As a recruiter, you may wonder where you fit into all this and why you should concern yourself with it, but the reality is that within the legislation is a new crime – Corporate Criminal Offence – also known as failure to prevent tax avoidance.
Here, in our follow up to part one of this two-part blog series, we look at what it means and the repercussions it can have on both your business and your personal professional reputation.
Ignorance is no excuse
The CFA makes recruitment companies criminally liable for failing to prevent tax evasion.
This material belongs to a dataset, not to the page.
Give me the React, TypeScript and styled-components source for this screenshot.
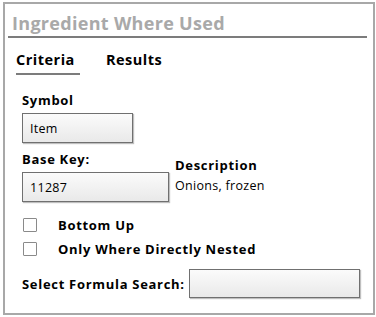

The stark reality is that recruiters who are found guilty of tax avoidance crimes under the CFA face a potentially unlimited fine, as well as a criminal record, and lasting and permanent damage to both their reputation and livelihood.
Even referring a contractor to an umbrella company can have corporate criminal consequences if that umbrella turns out to be operating a tax avoidance scheme. It’s especially difficult when these non-compliant companies appear to be legitimate on the surface, and go out of their way to dupe both recruiters and contractors in order to make money from them.
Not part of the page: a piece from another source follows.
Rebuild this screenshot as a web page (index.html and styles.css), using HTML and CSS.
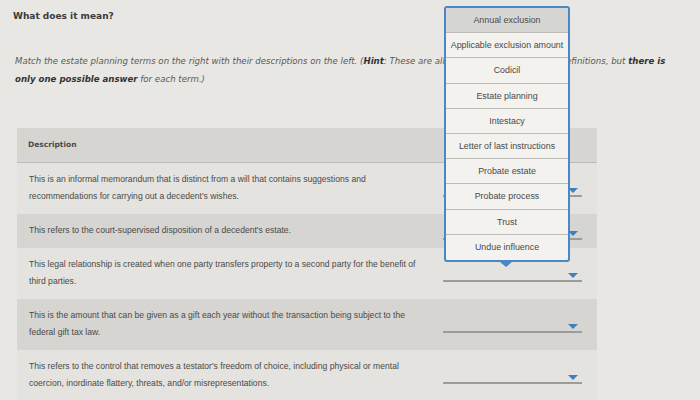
FILE: index.html
```html
<!DOCTYPE html>
<html>
<head>
<meta charset="utf-8">
<link rel="stylesheet" href="styles.css">
</head>
<body>
<div class="page">
  <h1 class="title">What does it mean?</h1>
  <p class="instructions">Match the estate planning terms on the right with their descriptions on the left. (<b>Hint</b>: These are all of the listed terms for the definitions, but <b>there is only one possible answer</b> for each term.)</p>

  <table class="match">
    <thead>
      <tr><th class="desc">Description</th><th class="pick"></th></tr>
    </thead>
    <tbody>
      <tr class="light">
        <td class="desc">This is an informal memorandum that is distinct from a will that contains suggestions and recommendations for carrying out a decedent's wishes.</td>
        <td class="pick"><div class="select"><span class="arrow"></span></div></td>
      </tr>
      <tr class="dark">
        <td class="desc">This refers to the court-supervised disposition of a decedent's estate.</td>
        <td class="pick"><div class="select"><span class="arrow"></span></div></td>
      </tr>
      <tr class="light">
        <td class="desc">This legal relationship is created when one party transfers property to a second party for the benefit of third parties.</td>
        <td class="pick"><div class="select"><span class="arrow"></span></div></td>
      </tr>
      <tr class="dark">
        <td class="desc">This is the amount that can be given as a gift each year without the transaction being subject to the federal gift tax law.</td>
        <td class="pick"><div class="select"><span class="arrow"></span></div></td>
      </tr>
      <tr class="light">
        <td class="desc">This refers to the control that removes a testator's freedom of choice, including physical or mental coercion, inordinate flattery, threats, and/or misrepresentations.</td>
        <td class="pick"><div class="select"><span class="arrow"></span></div></td>
      </tr>
    </tbody>
  </table>

  <ul class="menu">
    <li class="active">Annual exclusion</li>
    <li>Applicable exclusion amount</li>
    <li>Codicil</li>
    <li>Estate planning</li>
    <li>Intestacy</li>
    <li>Letter of last instructions</li>
    <li>Probate estate</li>
    <li>Probate process</li>
    <li>Trust</li>
    <li>Undue influence</li>
  </ul>
</div>
</body>
</html>
```

FILE: styles.css
```css
html, body {
  margin: 0;
  padding: 0;
  background: #e8e7e3;
}

.page {
  position: relative;
  width: 700px;
  height: 400px;
  overflow: hidden;
  padding: 10px 0 0 0;
  box-sizing: border-box;
}

.title {
  margin: 0 0 0 13px;
  font-family: "DejaVu Sans", sans-serif;
  font-size: 9px;
  line-height: 12px;
  font-weight: bold;
  color: #3a3a3a;
}

.instructions {
  margin: 30px 0 0 15px;
  width: 660px;
  font-family: "DejaVu Sans", sans-serif;
  font-style: italic;
  font-size: 8.6px;
  line-height: 18px;
  color: #5a5a58;
}

.instructions b {
  font-weight: bold;
  color: #333;
}

.match {
  margin: 40px 0 0 17px;
  width: 580px;
  border-collapse: collapse;
  font-family: "Liberation Sans", Arial, sans-serif;
  font-size: 8.6px;
  color: #4a4a48;
}

.match th {
  background: #d6d5d1;
  text-align: left;
  font-family: "DejaVu Sans", sans-serif;
  font-weight: bold;
  font-size: 7.5px;
  color: #4a4a48;
  height: 34px;
  padding: 0 11px;
  border-bottom: 1px solid #bcbbb7;
  box-sizing: border-box;
}

.match td {
  padding: 8.5px 21px 8.5px 12px;
  line-height: 17px;
  vertical-align: middle;
}

.match td.desc {
  width: 395px;
}

.match td.pick {
  width: 152px;
  padding: 0;
}

.light td { background: #e4e3df; }
.dark td { background: #d6d5d1; }

.select {
  position: relative;
  margin: 6px 15px 0 -2px;
  height: 10px;
  border-bottom: 2px solid #9c9c9c;
}

.arrow {
  position: absolute;
  right: 4px;
  top: 3px;
  width: 0;
  height: 0;
  border-left: 5px solid transparent;
  border-right: 5px solid transparent;
  border-top: 5px solid #3f7fc4;
}

.menu {
  position: absolute;
  left: 444px;
  top: 6px;
  width: 126px;
  margin: 0;
  padding: 0;
  list-style: none;
  background: #f3f2ef;
  border: 2px solid #4a87c6;
  border-radius: 3px;
  box-sizing: border-box;
  font-family: "Liberation Sans", Arial, sans-serif;
  font-size: 8.9px;
  color: #4a4a48;
}

.menu li {
  height: 25.2px;
  line-height: 25px;
  text-align: center;
  border-bottom: 1px solid #bdbcb8;
  box-sizing: border-box;
  white-space: nowrap;
}

.menu li:last-child {
  border-bottom: none;
}

.menu li.active {
  background: #d6d6d4;
}

.menu::after {
  content: "";
  position: absolute;
  left: 54px;
  bottom: -7px;
  width: 0;
  height: 0;
  border-left: 6px solid transparent;
  border-right: 6px solid transparent;
  border-top: 5px solid #4a87c6;
}
```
How, then, are recruiters meant to navigate the plethora of tax avoidance schemes that present themselves as disguised remuneration, loans, employee benefit trusts or marketing expenses, that seek to wrongly encourage contractors to ‘maximise’ their take home pay? And how can recruiters protect themselves from contractors who are determined to operate through such umbrellas, either deliberately or unwittingly?
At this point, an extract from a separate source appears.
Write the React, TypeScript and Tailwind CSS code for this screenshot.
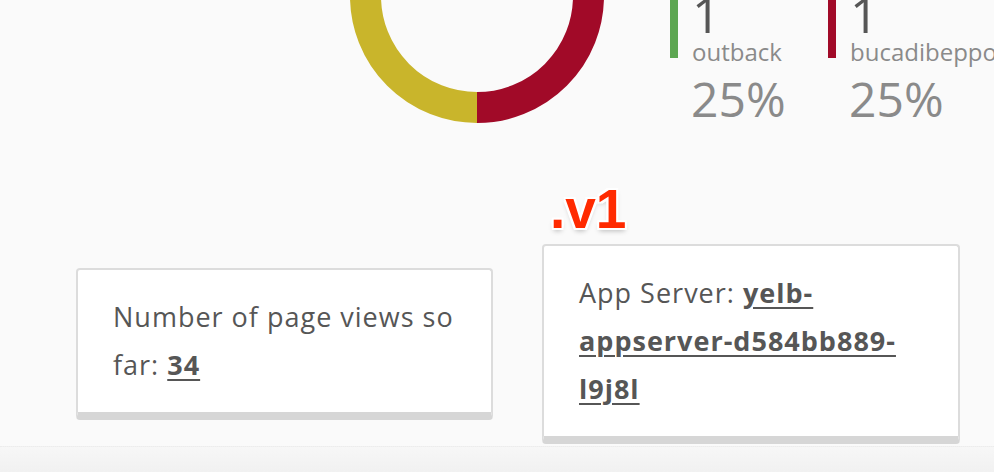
import React from "react";

const legend = [
  { count: 1, name: "outback", pct: "25%", color: "bg-[#5ca651]" },
  { count: 1, name: "bucadibeppo", pct: "25%", color: "bg-[#a10a28]" },
];

function Donut() {
  // only the bottom half of the chart is in view, the page is scrolled
  return (
    <svg width="254" height="254" viewBox="0 0 254 254" className="shrink-0">
      <g fill="none" strokeWidth="31">
        <path d="M 127 15.5 A 111.5 111.5 0 0 1 238.5 127" stroke="#5ca651" />
        <path d="M 238.5 127 A 111.5 111.5 0 0 1 127 238.5" stroke="#a10a28" />
        <path d="M 127 238.5 A 111.5 111.5 0 0 1 15.5 127" stroke="#c9b52b" />
        <path d="M 15.5 127 A 111.5 111.5 0 0 1 127 15.5" stroke="#5aa3c8" />
      </g>
    </svg>
  );
}

function Card({ children, className }: { children: React.ReactNode; className?: string }) {
  return (
    <div
      className={`bg-white border-2 border-[#dcdcdc] border-b-[8px] border-b-[#d6d6d6] rounded-[4px] px-[35px] py-[23px] text-[27px] tracking-[1px] leading-[48px] text-[#565656] ${className ?? ""}`}
    >
      {children}
    </div>
  );
}

export default function App() {
  return (
    <div
      className="w-[994px] h-[472px] overflow-hidden bg-[#fafafa] flex flex-col"
      style={{ fontFamily: '"Open Sans", "Noto Sans", sans-serif' }}
    >
      <div className="-mt-[131px] h-[254px] shrink-0 flex items-start pl-[350px]">
        <Donut />
        <div className="ml-[66px] mt-[89px] flex gap-[150px]">
          {legend.map((l) => (
            <div key={l.name} className="flex flex-col w-[8px]">
              <div className="flex h-[100px]">
                <div className={`w-[8px] h-[100px] shrink-0 ${l.color}`} />
                <div className="pl-[14px] pt-[31px]">
                  <div className="text-[50px] leading-[50px] text-[#565656]">{l.count}</div>
                  <div className="mt-[1px] text-[24px] leading-[24px] text-[#8a8a8a] whitespace-nowrap">{l.name}</div>
                </div>
              </div>
              <div className="pl-[21px] mt-[17px] text-[48px] leading-[48px] text-[#8a8a8a] whitespace-nowrap">
                {l.pct}
              </div>
            </div>
          ))}
        </div>
      </div>

      <div className="mt-[121px] flex items-center pl-[76px] gap-[49px]">
        <Card className="w-[417px]">
          Number of page views so far:{" "}
          <a className="font-bold underline underline-offset-4 decoration-2">34</a>
        </Card>
        <div className="relative">
          <div
            className="absolute left-[8px] -top-[62px] text-[55px] leading-[54px] font-bold text-[#ff2a00]"
            style={{
              fontFamily: '"Liberation Sans", Arial, sans-serif',
              textShadow:
                "2px 0 0 #fff, -2px 0 0 #fff, 0 2px 0 #fff, 0 -2px 0 #fff, 2px 2px 0 #fff, -2px -2px 0 #fff, 2px -2px 0 #fff, -2px 2px 0 #fff, 0 3px 5px rgba(0,0,0,0.25)",
            }}
          >
            .v1
          </div>
          <Card className="w-[418px]">
            App Server:{" "}
            <a className="font-bold underline underline-offset-4 decoration-2">
              yelb-
              <br />
              appserver-d584bb889-
              <br />
              l9j8l
            </a>
          </Card>
        </div>
      </div>

      <div className="mt-[2px] flex-1 border-t border-dotted border-[#ececec] bg-gradient-to-b from-[#f7f7f7] to-[#f1f1f1]" />
    </div>
  );
}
Things are not always as they seem
The first rule of due diligence is to remember that things are not always as they seem.
When considering their Preferred Supplier Lists (PSLs), it is essential that recruitment firms factor in the CFA to avoid making themselves vulnerable to criminal liabilities through referring contractors to intermediaries who are intent on avoiding tax. Remember that it’s your responsibility to be aware of all your suppliers’ activities in this regard.
Therefore, clear and thorough management of the supply chain is vital. This includes training your recruitment consultants to ensure that they fully understand their actions in the context of the CFA. Your PSL should already be heavily-vetted to ensure that you only include compliant umbrellas, and your consultants should avoid going ‘off-piste’ and referring contractors to umbrellas that are not approved.
Incentives should also be carefully examined, and you should have policies and procedures in place to deal with the practice of consultants being offered incentives to refer contractors to specific umbrellas, especially if cash is involved. This can pose a risk if not declared as income, with the inference that it might be seen as tax avoidance, or even worse, tax evasion, and it’s something that no recruitment agency can be seen to condone. If your business is accused of such practices, your only defence against prosecution would be to demonstrate that you have adequate prevention procedures in place, and that these procedures were knowingly and deliberately flouted by the person in question.
Despite the CFA adding yet another layer of bureaucracy to a recruitment business’ already onerous burden, its intentions are good at heart. Its aims, to eliminate dubious and unethical practices, are designed to ensure fair treatment for everyone within the umbrella industry.
However, five years after its introduction, Professional Passport is still seeing evidence of dubious and non-compliant schemes thriving, and HMRC’s focus still appears to be on the victims rather than the perpetrators, despite it having the information and intelligence to shut them down and recoup lost revenue from the fraudsters.